Given task: Tally the lines containing "table" and report the number alone.
****************************************
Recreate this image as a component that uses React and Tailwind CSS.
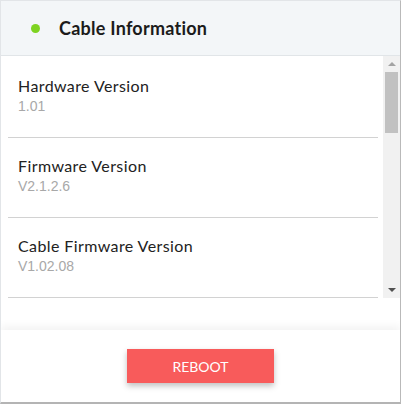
export default function App() {
  const items = [
    { label: 'Hardware Version', value: '1.01' },
    { label: 'Firmware Version', value: 'V2.1.2.6' },
    { label: 'Cable Firmware Version', value: 'V1.02.08' },
  ]

  return (
    <div className="w-[401px] h-[404px] bg-white flex flex-col border-t border-l border-[#e2e5e8] border-r border-r-[#b9b9b9] border-b-2 border-b-[#b4b4b4] font-['Lato',sans-serif] overflow-hidden">
      {/* Cabecera */}
      <div className="h-[55px] shrink-0 bg-[#f3f6f8] border-b border-[#e1e5e8] flex items-center pl-[30px]">
        <span className="w-[9px] h-[9px] rounded-full bg-[#7ed321]"></span>
        <h1 className="ml-[19px] text-[18px] font-bold tracking-[0.25px] text-[#1b1b1b] leading-none">Cable Information</h1>
      </div>

      {/* Lista */}
      <div className="h-[242px] shrink-0 flex">
        <div className="flex-1 overflow-hidden pt-[2px]">
          {items.map(item => (
            <div key={item.label} className="ml-[7px] mr-[5px] h-[80px] border-b border-[#d2d2d2] pl-[10px] pt-[18px]">
              <p className="text-[16px] leading-[20px] tracking-[0.4px] text-[#222]">{item.label}</p>
              <p className="text-[14px] leading-[16px] text-[#a8a8a8] mt-[2px] font-['Liberation_Sans',sans-serif]">{item.value}</p>
            </div>
          ))}
        </div>
        <div className="w-[17px] bg-[#f1f1f1] flex flex-col items-center">
          <div className="h-[16px] flex items-center justify-center">
            <span className="w-0 h-0 border-l-[4px] border-r-[4px] border-b-[4px] border-l-transparent border-r-transparent border-b-[#a3a3a3]"></span>
          </div>
          <div className="w-[13px] h-[61px] bg-[#c1c1c1]"></div>
          <div className="flex-1"></div>
          <div className="h-[16px] flex items-center justify-center">
            <span className="w-0 h-0 border-l-[4px] border-r-[4px] border-t-[4px] border-l-transparent border-r-transparent border-t-[#505050]"></span>
          </div>
        </div>
      </div>

      <div className="flex-1"></div>

      {/* Pie */}
      <div className="h-[72px] shrink-0 bg-white shadow-[0_-4px_8px_rgba(0,0,0,0.05)] flex items-center justify-center">
        <button className="w-[147px] h-[34px] bg-[#f85b5b] text-white text-[14px] shadow-[0_3px_6px_rgba(0,0,0,0.25)]">
          REBOOT
        </button>
      </div>
    </div>
  )
}
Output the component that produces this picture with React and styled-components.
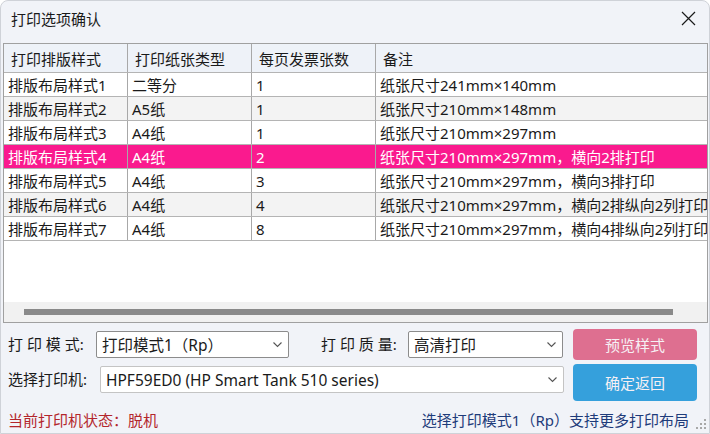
import React from "react";
import styled, { createGlobalStyle } from "styled-components";

const GlobalStyle = createGlobalStyle`
  html, body {
    margin: 0;
    padding: 0;
    background: #ffffff;
  }
  * {
    box-sizing: border-box;
  }
`;

const font = `"Noto Sans", "Noto Sans CJK SC", sans-serif`;

const Window = styled.div`
  width: 710px;
  height: 434px;
  display: flex;
  flex-direction: column;
  background: #f1f3f8;
  border: 1px solid #cfd2d8;
  border-radius: 8px 8px 0 0;
  overflow: hidden;
  font-family: ${font};
  color: #1a1a1a;
`;

const TitleBar = styled.div`
  height: 34px;
  margin-bottom: 8px;
  flex-shrink: 0;
  display: flex;
  align-items: center;
  justify-content: space-between;
  padding: 0 13px 0 10px;
  font-size: 15px;
`;

const CloseButton = styled.button`
  width: 16px;
  height: 16px;
  padding: 0;
  border: none;
  background: transparent;
  display: flex;
  align-items: center;
  justify-content: center;
  cursor: pointer;
`;

const Grid = styled.div`
  height: 280px;
  margin: 0 1px 0 2px;
  display: flex;
  flex-direction: column;
  border: 1px solid #a0a0a0;
  background: #ffffff;
  overflow: hidden;
`;

const Row = styled.div`
  display: grid;
  grid-template-columns: 124px 124px 124px 1fr;
  height: ${(p) => (p.$header ? "29px" : "24px")};
  flex-shrink: 0;
  background: ${(p) =>
    p.$header ? "#eef2f8" : p.$selected ? "#fa1a8e" : p.$alt ? "#f3f3f3" : "#ffffff"};
  color: ${(p) => (p.$selected ? "#ffffff" : "#1a1a1a")};
  border-bottom: 1px solid #b4b4b4;
`;

const Cell = styled.div`
  display: flex;
  align-items: center;
  padding-left: ${(p) => (p.$header ? "7px" : "4px")};
  border-right: 1px solid #a8a8a8;
  font-size: 15px;
  white-space: nowrap;
  overflow: hidden;
  &:last-child {
    border-right: none;
  }
`;

const Filler = styled.div`
  flex: 1;
`;

const ScrollTrack = styled.div`
  height: 20px;
  flex-shrink: 0;
  display: flex;
  align-items: center;
  padding: 0 34px 0 20px;
  background: #f1f1f1;
`;

const ScrollThumb = styled.div`
  flex: 1;
  height: 6px;
  background: #8a8a8a;
`;

const Panel = styled.div`
  flex: 1;
  display: flex;
  flex-direction: column;
  padding: 6px 12px 0 7px;
`;

const FormRow = styled.div`
  display: flex;
  align-items: ${(p) => (p.$top ? "flex-start" : "center")};
  height: ${(p) => p.$h}px;
  margin-bottom: 4px;
`;

const Label = styled.span`
  width: ${(p) => p.$w}px;
  flex-shrink: 0;
  font-size: 15px;
  white-space: pre;
  line-height: 27px;
  margin-top: ${(p) => (p.$top ? 2 : 0)}px;
`;

const Combo = styled.div`
  width: ${(p) => p.$w}px;
  height: 27px;
  flex-shrink: 0;
  margin-top: ${(p) => (p.$top ? 2 : 0)}px;
  display: flex;
  align-items: center;
  justify-content: space-between;
  padding: 0 5px 0 5px;
  background: #ffffff;
  border: 1px solid ${(p) => (p.$dark ? "#8c8c8c" : "#c4c4c4")};
  border-radius: 2px;
  font-size: 15.5px;
  white-space: nowrap;
`;

const Spacer = styled.div`
  width: ${(p) => p.$w}px;
  flex-shrink: 0;
`;

const Button = styled.button`
  width: 124px;
  height: 100%;
  margin-left: auto;
  border: none;
  border-radius: 4px;
  background: ${(p) => p.$bg};
  color: #f6f0f4;
  font-family: ${font};
  font-size: 15px;
  cursor: pointer;
`;

const StatusRow = styled.div`
  display: flex;
  align-items: flex-end;
  margin-top: auto;
  height: 26px;
  padding-bottom: 3px;
  font-size: 15px;
`;

const Offline = styled.span`
  color: #b3262c;
`;

const Hint = styled.span`
  margin-left: auto;
  color: #1e3b7a;
`;

const Grip = styled.svg`
  margin: 0 -10px 0 6px;
  flex-shrink: 0;
`;

const Chevron = () => (
  <svg width="11" height="7" viewBox="0 0 11 7">
    <path d="M1.5 1.5l4 4 4-4" fill="none" stroke="#555" strokeWidth="1.1" />
  </svg>
);

const rows = [
  ["排版布局样式1", "二等分", "1", "纸张尺寸241mm×140mm"],
  ["排版布局样式2", "A5纸", "1", "纸张尺寸210mm×148mm"],
  ["排版布局样式3", "A4纸", "1", "纸张尺寸210mm×297mm"],
  ["排版布局样式4", "A4纸", "2", "纸张尺寸210mm×297mm，横向2排打印"],
  ["排版布局样式5", "A4纸", "3", "纸张尺寸210mm×297mm，横向3排打印"],
  ["排版布局样式6", "A4纸", "4", "纸张尺寸210mm×297mm，横向2排纵向2列打印"],
  ["排版布局样式7", "A4纸", "8", "纸张尺寸210mm×297mm，横向4排纵向2列打印"],
];

const headers = ["打印排版样式", "打印纸张类型", "每页发票张数", "备注"];

export default function App() {
  const selected = 3;

  return (
    <>
      <GlobalStyle />
      <Window>
        <TitleBar>
          <span>打印选项确认</span>
          <CloseButton>
            <svg width="15" height="15" viewBox="0 0 15 15">
              <path d="M1 1l13 13M14 1L1 14" stroke="#1a1a1a" strokeWidth="1.2" />
            </svg>
          </CloseButton>
        </TitleBar>

        <Grid>
          <Row $header>
            {headers.map((h) => (
              <Cell key={h} $header>
                {h}
              </Cell>
            ))}
          </Row>
          {rows.map((r, i) => (
            <Row key={r[0]} $alt={i % 2 === 1} $selected={i === selected}>
              {r.map((c, j) => (
                <Cell key={j}>{c}</Cell>
              ))}
            </Row>
          ))}
          <Filler />
          <ScrollTrack>
            <ScrollThumb />
          </ScrollTrack>
        </Grid>

        <Panel>
          <FormRow $h={31}>
            <Label $w={88}>打 印 模 式:</Label>
            <Combo $w={193} $dark>
              <span>打印模式1（Rp）</span>
              <Chevron />
            </Combo>
            <Spacer $w={32} />
            <Label $w={87}>打 印 质 量:</Label>
            <Combo $w={155} $dark>
              <span>高清打印</span>
              <Chevron />
            </Combo>
            <Button $bg="#de6f90">预览样式</Button>
          </FormRow>
          <FormRow $h={37} $top>
            <Label $w={92} $top>选择打印机:</Label>
            <Combo $w={464} $top>
              <span>HPF59ED0 (HP Smart Tank 510 series)</span>
              <Chevron />
            </Combo>
            <Button $bg="#35a0dc">确定返回</Button>
          </FormRow>
          <StatusRow>
            <Offline>当前打印机状态：脱机</Offline>
            <Hint>选择打印模式1（Rp）支持更多打印布局</Hint>
            <Grip width="12" height="12" viewBox="0 0 12 12">
              {[
                [10, 2],
                [10, 6],
                [6, 6],
                [10, 10],
                [6, 10],
                [2, 10],
              ].map(([x, y]) => (
                <rect key={`${x}-${y}`} x={x - 1} y={y - 1} width="2" height="2" fill="#a8a8a8" />
              ))}
            </Grip>
          </StatusRow>
        </Panel>
      </Window>
    </>
  );
}
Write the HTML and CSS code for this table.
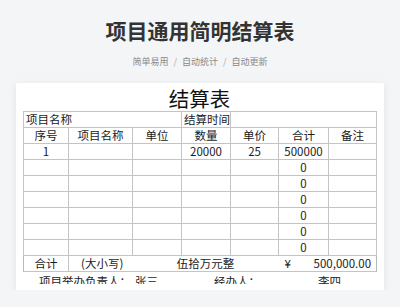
FILE: index.html
```html
<!DOCTYPE html>
<html lang="zh-CN">
<head>
    <meta charset="UTF-8">
    <meta name="viewport" content="width=device-width, initial-scale=1.0">
    <title>项目通用简明结算表</title>
    <link rel="stylesheet" href="styles.css">
</head>
<body>

<div class="header">
    <h1>项目通用简明结算表</h1>
    <p class="tags">简单易用 <span class="sep">/</span> 自动统计 <span class="sep">/</span> 自动更新</p>
</div>

<div class="sheet">
    <div class="sheet-title">结算表</div>
    <table class="grid">
        <colgroup>
            <col style="width:45px">
            <col style="width:64px">
            <col style="width:49px">
            <col style="width:49px">
            <col style="width:48px">
            <col style="width:50px">
            <col style="width:48px">
        </colgroup>
        <tr>
            <td colspan="3" class="left">项目名称</td>
            <td class="left">结算时间</td>
            <td colspan="3"></td>
        </tr>
        <tr>
            <td>序号</td>
            <td>项目名称</td>
            <td>单位</td>
            <td>数量</td>
            <td>单价</td>
            <td>合计</td>
            <td>备注</td>
        </tr>
        <tr><td>1</td><td></td><td></td><td>20000</td><td>25</td><td>500000</td><td></td></tr>
        <tr><td></td><td></td><td></td><td></td><td></td><td>0</td><td></td></tr>
        <tr><td></td><td></td><td></td><td></td><td></td><td>0</td><td></td></tr>
        <tr><td></td><td></td><td></td><td></td><td></td><td>0</td><td></td></tr>
        <tr><td></td><td></td><td></td><td></td><td></td><td>0</td><td></td></tr>
        <tr><td></td><td></td><td></td><td></td><td></td><td>0</td><td></td></tr>
        <tr><td></td><td></td><td></td><td></td><td></td><td>0</td><td></td></tr>
        <tr class="total">
            <td>合计</td>
            <td class="left case">(大小写)</td>
            <td colspan="3">伍拾万元整</td>
            <td colspan="2">
                <div class="amount"><span>¥</span><span>500,000.00</span></div>
            </td>
        </tr>
    </table>
    <div class="sign">
        <span>项目举办负责人：</span>
        <span>张三</span>
        <span>经办人：</span>
        <span>李四</span>
    </div>
</div>

</body>
</html>
```

FILE: styles.css
```css
body {
    margin: 0;
    background-color: #f4f5f7;
    font-family: "Noto Sans CJK SC", "Noto Sans", sans-serif;
    color: #222;
}
.header {
    text-align: center;
    padding-top: 15px;
}
.header h1 {
    margin: 0;
    font-size: 21px;
    line-height: 30px;
    font-weight: bold;
    color: #333;
}
.tags {
    margin: 10px 0 0;
    font-size: 9px;
    line-height: 14px;
    color: #888;
}
.tags .sep {
    margin: 0 3px;
    color: #aaa;
}
.sheet {
    margin: 14px 16px 0;
    height: 207px;
    overflow: hidden;
    background: #ffffff;
    padding: 2px 8px 0 7px;
    box-sizing: border-box;
    box-shadow: 0 2px 8px rgba(0, 0, 0, 0.08);
}
.sheet-title {
    text-align: center;
    font-size: 20.5px;
    line-height: 26px;
    color: #111;
}
.grid {
    width: 353px;
    border-collapse: collapse;
    table-layout: fixed;
    border: 1px solid #b8b8b8;
    font-size: 11.5px;
    color: #1a1a1a;
}
.grid td {
    height: 15px;
    padding: 0;
    border: 1px solid #c4c4c4;
    text-align: center;
    line-height: 15px;
    white-space: nowrap;
    overflow: visible;
}
.grid td.left {
    text-align: left;
    padding-left: 2px;
}
.grid .total td {
    border-left: none;
    border-right: none;
}
.grid .total td:first-child {
    border-right: 1px solid #c4c4c4;
}
.grid td.case {
    padding-left: 12px;
}
.amount {
    display: flex;
    justify-content: space-between;
    padding: 0 5px 0 6px;
}
.sign {
    display: grid;
    grid-template-columns: 96px 79px 104px auto;
    margin-top: 1px;
    height: 11px;
    overflow: hidden;
    padding-left: 16px;
    font-size: 11.5px;
    line-height: 16px;
    color: #222;
}
```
****************************************
Output: 4